_TASK DETAILS_
Restate each of the lines below word for word and drop every picture.

Records from a data collection:
********

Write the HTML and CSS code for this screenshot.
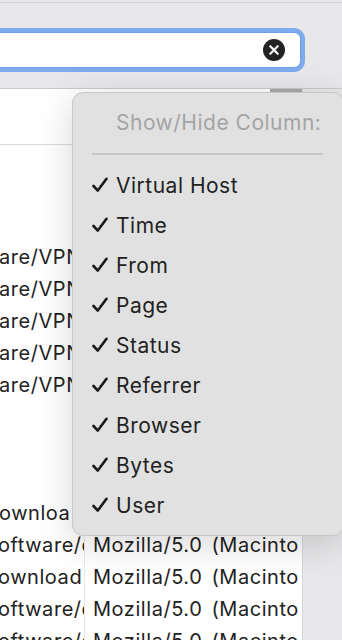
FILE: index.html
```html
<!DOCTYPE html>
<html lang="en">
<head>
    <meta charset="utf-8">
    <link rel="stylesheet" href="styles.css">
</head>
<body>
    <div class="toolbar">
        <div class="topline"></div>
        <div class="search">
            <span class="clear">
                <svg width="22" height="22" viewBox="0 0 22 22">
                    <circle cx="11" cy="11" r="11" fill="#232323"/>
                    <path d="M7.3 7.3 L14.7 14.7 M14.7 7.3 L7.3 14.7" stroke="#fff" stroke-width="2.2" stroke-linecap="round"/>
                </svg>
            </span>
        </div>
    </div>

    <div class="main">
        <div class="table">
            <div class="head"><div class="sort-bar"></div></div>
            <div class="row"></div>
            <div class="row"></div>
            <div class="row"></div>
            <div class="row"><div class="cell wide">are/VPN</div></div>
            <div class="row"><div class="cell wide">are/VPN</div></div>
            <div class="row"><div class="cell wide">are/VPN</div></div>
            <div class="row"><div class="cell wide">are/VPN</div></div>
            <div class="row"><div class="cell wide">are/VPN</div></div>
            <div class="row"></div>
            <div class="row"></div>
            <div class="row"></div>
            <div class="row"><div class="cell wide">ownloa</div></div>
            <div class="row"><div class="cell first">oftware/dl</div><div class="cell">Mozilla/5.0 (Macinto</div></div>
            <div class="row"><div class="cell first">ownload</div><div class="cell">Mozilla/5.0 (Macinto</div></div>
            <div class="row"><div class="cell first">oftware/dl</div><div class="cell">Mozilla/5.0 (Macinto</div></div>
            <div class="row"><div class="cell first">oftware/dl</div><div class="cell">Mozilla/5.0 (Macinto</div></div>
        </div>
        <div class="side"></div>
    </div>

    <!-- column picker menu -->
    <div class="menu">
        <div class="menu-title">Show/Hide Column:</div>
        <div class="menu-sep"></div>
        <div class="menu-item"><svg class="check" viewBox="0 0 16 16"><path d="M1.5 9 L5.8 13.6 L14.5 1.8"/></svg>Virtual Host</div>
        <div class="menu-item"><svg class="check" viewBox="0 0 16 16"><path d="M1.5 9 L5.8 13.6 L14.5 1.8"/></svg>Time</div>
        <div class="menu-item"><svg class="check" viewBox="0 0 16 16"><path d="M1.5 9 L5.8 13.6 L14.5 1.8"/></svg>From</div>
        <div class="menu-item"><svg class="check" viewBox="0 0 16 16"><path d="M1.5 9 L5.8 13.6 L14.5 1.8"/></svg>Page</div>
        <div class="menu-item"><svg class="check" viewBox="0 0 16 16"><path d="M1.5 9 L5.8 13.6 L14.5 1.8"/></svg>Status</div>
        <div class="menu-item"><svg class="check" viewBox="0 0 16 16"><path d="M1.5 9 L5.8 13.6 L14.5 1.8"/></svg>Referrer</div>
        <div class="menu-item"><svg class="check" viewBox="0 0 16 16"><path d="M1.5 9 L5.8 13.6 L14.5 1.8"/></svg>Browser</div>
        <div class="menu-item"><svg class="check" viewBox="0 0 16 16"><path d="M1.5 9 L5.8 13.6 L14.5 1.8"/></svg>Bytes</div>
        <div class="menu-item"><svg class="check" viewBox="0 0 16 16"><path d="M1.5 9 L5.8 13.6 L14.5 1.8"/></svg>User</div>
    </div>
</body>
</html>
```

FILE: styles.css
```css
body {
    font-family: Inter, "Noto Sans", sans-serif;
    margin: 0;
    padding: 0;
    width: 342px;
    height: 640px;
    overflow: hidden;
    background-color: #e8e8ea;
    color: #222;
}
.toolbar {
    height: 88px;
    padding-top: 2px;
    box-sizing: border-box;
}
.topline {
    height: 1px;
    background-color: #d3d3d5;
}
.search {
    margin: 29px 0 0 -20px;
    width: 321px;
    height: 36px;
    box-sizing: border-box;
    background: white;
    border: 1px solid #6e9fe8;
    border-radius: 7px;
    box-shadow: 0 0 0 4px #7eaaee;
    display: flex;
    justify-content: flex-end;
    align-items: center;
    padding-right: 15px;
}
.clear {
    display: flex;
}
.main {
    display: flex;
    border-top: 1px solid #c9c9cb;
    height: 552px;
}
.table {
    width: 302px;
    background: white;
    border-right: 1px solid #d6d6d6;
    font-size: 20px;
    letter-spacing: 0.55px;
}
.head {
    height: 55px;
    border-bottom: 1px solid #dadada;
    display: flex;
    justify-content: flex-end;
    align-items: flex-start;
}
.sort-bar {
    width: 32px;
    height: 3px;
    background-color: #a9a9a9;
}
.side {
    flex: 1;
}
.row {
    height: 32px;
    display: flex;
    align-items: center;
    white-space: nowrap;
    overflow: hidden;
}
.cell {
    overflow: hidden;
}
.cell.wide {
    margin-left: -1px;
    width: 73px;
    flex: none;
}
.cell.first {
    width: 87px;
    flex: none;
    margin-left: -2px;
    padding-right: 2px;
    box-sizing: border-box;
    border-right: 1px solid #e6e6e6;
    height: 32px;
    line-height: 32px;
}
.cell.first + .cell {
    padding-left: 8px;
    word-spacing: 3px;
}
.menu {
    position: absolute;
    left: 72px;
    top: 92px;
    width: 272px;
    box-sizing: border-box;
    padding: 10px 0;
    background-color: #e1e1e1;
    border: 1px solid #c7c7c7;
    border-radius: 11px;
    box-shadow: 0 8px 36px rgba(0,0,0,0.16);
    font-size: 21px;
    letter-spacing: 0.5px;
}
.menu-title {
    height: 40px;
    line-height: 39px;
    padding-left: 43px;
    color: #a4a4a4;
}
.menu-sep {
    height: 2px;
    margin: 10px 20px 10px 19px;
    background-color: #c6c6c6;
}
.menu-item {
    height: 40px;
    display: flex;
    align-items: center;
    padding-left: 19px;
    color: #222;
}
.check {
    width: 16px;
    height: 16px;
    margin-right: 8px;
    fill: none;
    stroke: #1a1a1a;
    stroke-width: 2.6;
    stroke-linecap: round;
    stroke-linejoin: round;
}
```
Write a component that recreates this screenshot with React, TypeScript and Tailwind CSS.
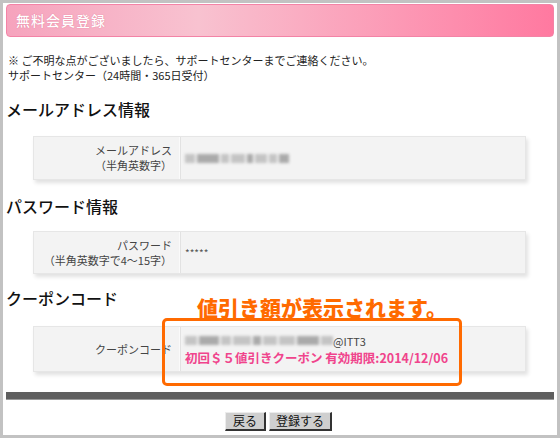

********

_FULL ANSWER_
Write the HTML and CSS code for this screenshot.
FILE: index.html
```html
<!DOCTYPE html>
<html lang="en">
<head>
    <meta charset="utf-8">
    <link rel="stylesheet" href="styles.css">
</head>
<body>
    <div class="toolbar">
        <div class="topline"></div>
        <div class="search">
            <span class="clear">
                <svg width="22" height="22" viewBox="0 0 22 22">
                    <circle cx="11" cy="11" r="11" fill="#232323"/>
                    <path d="M7.3 7.3 L14.7 14.7 M14.7 7.3 L7.3 14.7" stroke="#fff" stroke-width="2.2" stroke-linecap="round"/>
                </svg>
            </span>
        </div>
    </div>

    <div class="main">
        <div class="table">
            <div class="head"><div class="sort-bar"></div></div>
            <div class="row"></div>
            <div class="row"></div>
            <div class="row"></div>
            <div class="row"><div class="cell wide">are/VPN</div></div>
            <div class="row"><div class="cell wide">are/VPN</div></div>
            <div class="row"><div class="cell wide">are/VPN</div></div>
            <div class="row"><div class="cell wide">are/VPN</div></div>
            <div class="row"><div class="cell wide">are/VPN</div></div>
            <div class="row"></div>
            <div class="row"></div>
            <div class="row"></div>
            <div class="row"><div class="cell wide">ownloa</div></div>
            <div class="row"><div class="cell first">oftware/dl</div><div class="cell">Mozilla/5.0 (Macinto</div></div>
            <div class="row"><div class="cell first">ownload</div><div class="cell">Mozilla/5.0 (Macinto</div></div>
            <div class="row"><div class="cell first">oftware/dl</div><div class="cell">Mozilla/5.0 (Macinto</div></div>
            <div class="row"><div class="cell first">oftware/dl</div><div class="cell">Mozilla/5.0 (Macinto</div></div>
        </div>
        <div class="side"></div>
    </div>

    <!-- column picker menu -->
    <div class="menu">
        <div class="menu-title">Show/Hide Column:</div>
        <div class="menu-sep"></div>
        <div class="menu-item"><svg class="check" viewBox="0 0 16 16"><path d="M1.5 9 L5.8 13.6 L14.5 1.8"/></svg>Virtual Host</div>
        <div class="menu-item"><svg class="check" viewBox="0 0 16 16"><path d="M1.5 9 L5.8 13.6 L14.5 1.8"/></svg>Time</div>
        <div class="menu-item"><svg class="check" viewBox="0 0 16 16"><path d="M1.5 9 L5.8 13.6 L14.5 1.8"/></svg>From</div>
        <div class="menu-item"><svg class="check" viewBox="0 0 16 16"><path d="M1.5 9 L5.8 13.6 L14.5 1.8"/></svg>Page</div>
        <div class="menu-item"><svg class="check" viewBox="0 0 16 16"><path d="M1.5 9 L5.8 13.6 L14.5 1.8"/></svg>Status</div>
        <div class="menu-item"><svg class="check" viewBox="0 0 16 16"><path d="M1.5 9 L5.8 13.6 L14.5 1.8"/></svg>Referrer</div>
        <div class="menu-item"><svg class="check" viewBox="0 0 16 16"><path d="M1.5 9 L5.8 13.6 L14.5 1.8"/></svg>Browser</div>
        <div class="menu-item"><svg class="check" viewBox="0 0 16 16"><path d="M1.5 9 L5.8 13.6 L14.5 1.8"/></svg>Bytes</div>
        <div class="menu-item"><svg class="check" viewBox="0 0 16 16"><path d="M1.5 9 L5.8 13.6 L14.5 1.8"/></svg>User</div>
    </div>
</body>
</html>
```

FILE: styles.css
```css
body {
    font-family: Inter, "Noto Sans", sans-serif;
    margin: 0;
    padding: 0;
    width: 342px;
    height: 640px;
    overflow: hidden;
    background-color: #e8e8ea;
    color: #222;
}
.toolbar {
    height: 88px;
    padding-top: 2px;
    box-sizing: border-box;
}
.topline {
    height: 1px;
    background-color: #d3d3d5;
}
.search {
    margin: 29px 0 0 -20px;
    width: 321px;
    height: 36px;
    box-sizing: border-box;
    background: white;
    border: 1px solid #6e9fe8;
    border-radius: 7px;
    box-shadow: 0 0 0 4px #7eaaee;
    display: flex;
    justify-content: flex-end;
    align-items: center;
    padding-right: 15px;
}
.clear {
    display: flex;
}
.main {
    display: flex;
    border-top: 1px solid #c9c9cb;
    height: 552px;
}
.table {
    width: 302px;
    background: white;
    border-right: 1px solid #d6d6d6;
    font-size: 20px;
    letter-spacing: 0.55px;
}
.head {
    height: 55px;
    border-bottom: 1px solid #dadada;
    display: flex;
    justify-content: flex-end;
    align-items: flex-start;
}
.sort-bar {
    width: 32px;
    height: 3px;
    background-color: #a9a9a9;
}
.side {
    flex: 1;
}
.row {
    height: 32px;
    display: flex;
    align-items: center;
    white-space: nowrap;
    overflow: hidden;
}
.cell {
    overflow: hidden;
}
.cell.wide {
    margin-left: -1px;
    width: 73px;
    flex: none;
}
.cell.first {
    width: 87px;
    flex: none;
    margin-left: -2px;
    padding-right: 2px;
    box-sizing: border-box;
    border-right: 1px solid #e6e6e6;
    height: 32px;
    line-height: 32px;
}
.cell.first + .cell {
    padding-left: 8px;
    word-spacing: 3px;
}
.menu {
    position: absolute;
    left: 72px;
    top: 92px;
    width: 272px;
    box-sizing: border-box;
    padding: 10px 0;
    background-color: #e1e1e1;
    border: 1px solid #c7c7c7;
    border-radius: 11px;
    box-shadow: 0 8px 36px rgba(0,0,0,0.16);
    font-size: 21px;
    letter-spacing: 0.5px;
}
.menu-title {
    height: 40px;
    line-height: 39px;
    padding-left: 43px;
    color: #a4a4a4;
}
.menu-sep {
    height: 2px;
    margin: 10px 20px 10px 19px;
    background-color: #c6c6c6;
}
.menu-item {
    height: 40px;
    display: flex;
    align-items: center;
    padding-left: 19px;
    color: #222;
}
.check {
    width: 16px;
    height: 16px;
    margin-right: 8px;
    fill: none;
    stroke: #1a1a1a;
    stroke-width: 2.6;
    stroke-linecap: round;
    stroke-linejoin: round;
}
```
Write a component that recreates this screenshot with React, TypeScript and Tailwind CSS.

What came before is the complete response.